Charles F. Kettering advises, “Keep on going, and the chances are that you will stumble on something, perhaps when you are least expecting it. I never heard of anyone ever stumbling on something sitting down.”

That’s what they call perseverance. Just because you think you are not a person with high caliber talent, you can never be famous. “People of mediocre ability sometimes achieve outstanding success because they don’t know when to quit. Most men succeed because they are determined to,” said George Allen.

From the past, we remember William Cullen Bryant, who rewrote Thanatopsis a hundred times. Edward Gibbon rewrote his Autobiography nine times. Plato wrote the first sentence of his Republic nine times. Virgil spent 12 years writing his Aeneid.

“Nothing in the world can take the place of persistence,” Calvin Coolidge pointed out. “Talent will not; nothing is more common than unsuccessful men with talent. Genius will not; unrewarded genius is almost a proverb. Education will not; the world is full of educated derelicts. Persistence and determination alone are omnipotent.”

Success knows no handicap through physical ills. Lord Byron had a club foot. Manuel L. Quezon, Robert Louis Stevenson and John Keats had tuberculosis. Charles Steinmetz and Alexander Pope were hunchbacks. Rex Harrison and Horatio Nelson had only one eye. Edgar Allan Poe was a mental case. Charles Darwin was an invalid. Julius Caesar was an epileptic. Thomas Edison and Ludwig Beethoven were deaf. Peter Stuyvesant had a wooden leg.

Some successful businesses started as failures. In its first year, Coca-Cola sold only 400 Cokes. Also, in his first year in the automobile business, Henry Ford went bankrupt. Two years later, his second company also failed.

“If you want to get somewhere you have to know where you want to go and how to get there. Then never, never, never give up,” American inspirational speaker Norman Vincent Peale urged.

Don’t picture yourself a failure if in the beginning you don’t go too far. Basketball superstar Michael Jordan was cut from his high school basketball team.
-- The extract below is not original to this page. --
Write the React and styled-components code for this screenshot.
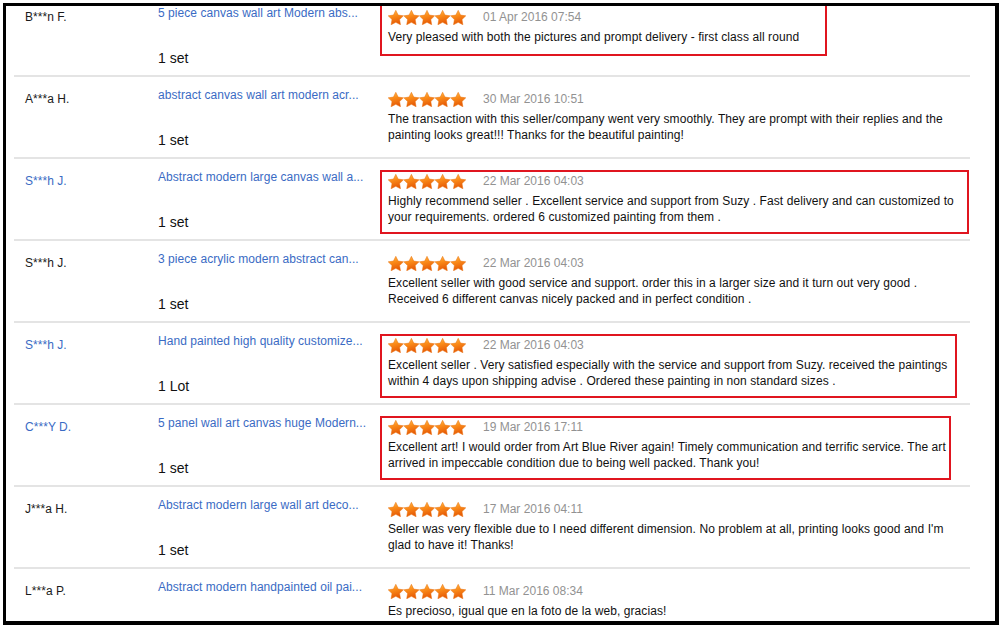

Sometimes, life is a series of failures before success arrives. Richard Bach completed only one year of college, then trained to become an Air Force jet-fighter pilot. Twenty months after earning his wings, he resigned. Then he became an editor of an aviation magazine that went bankrupt.

Life became one failure after another. Even when he wrote Jonathan Livingston Seagull, he couldn’t think of an ending. The manuscript lay dormant for eight years before he decided to finish it – only to have 18 publishers reject it. However, once it was published, the book went on to sell 7 million copies in numerous languages and make Bach an internationally known and respected author.

Rejections are nothing new to successful authors. In 1902, the poetry editor of the Atlantic Monthly returned the poems of a 28-year-old poet with the following note: “Our magazine has no room for your vigorous verse.” The poet was Robert Frost.

Three years earlier, Rudyard Kipling received the following rejection letter from the San Francisco Examiner: “I’m sorry, Mr. Kipling, but you just don’t know how to use the English language.”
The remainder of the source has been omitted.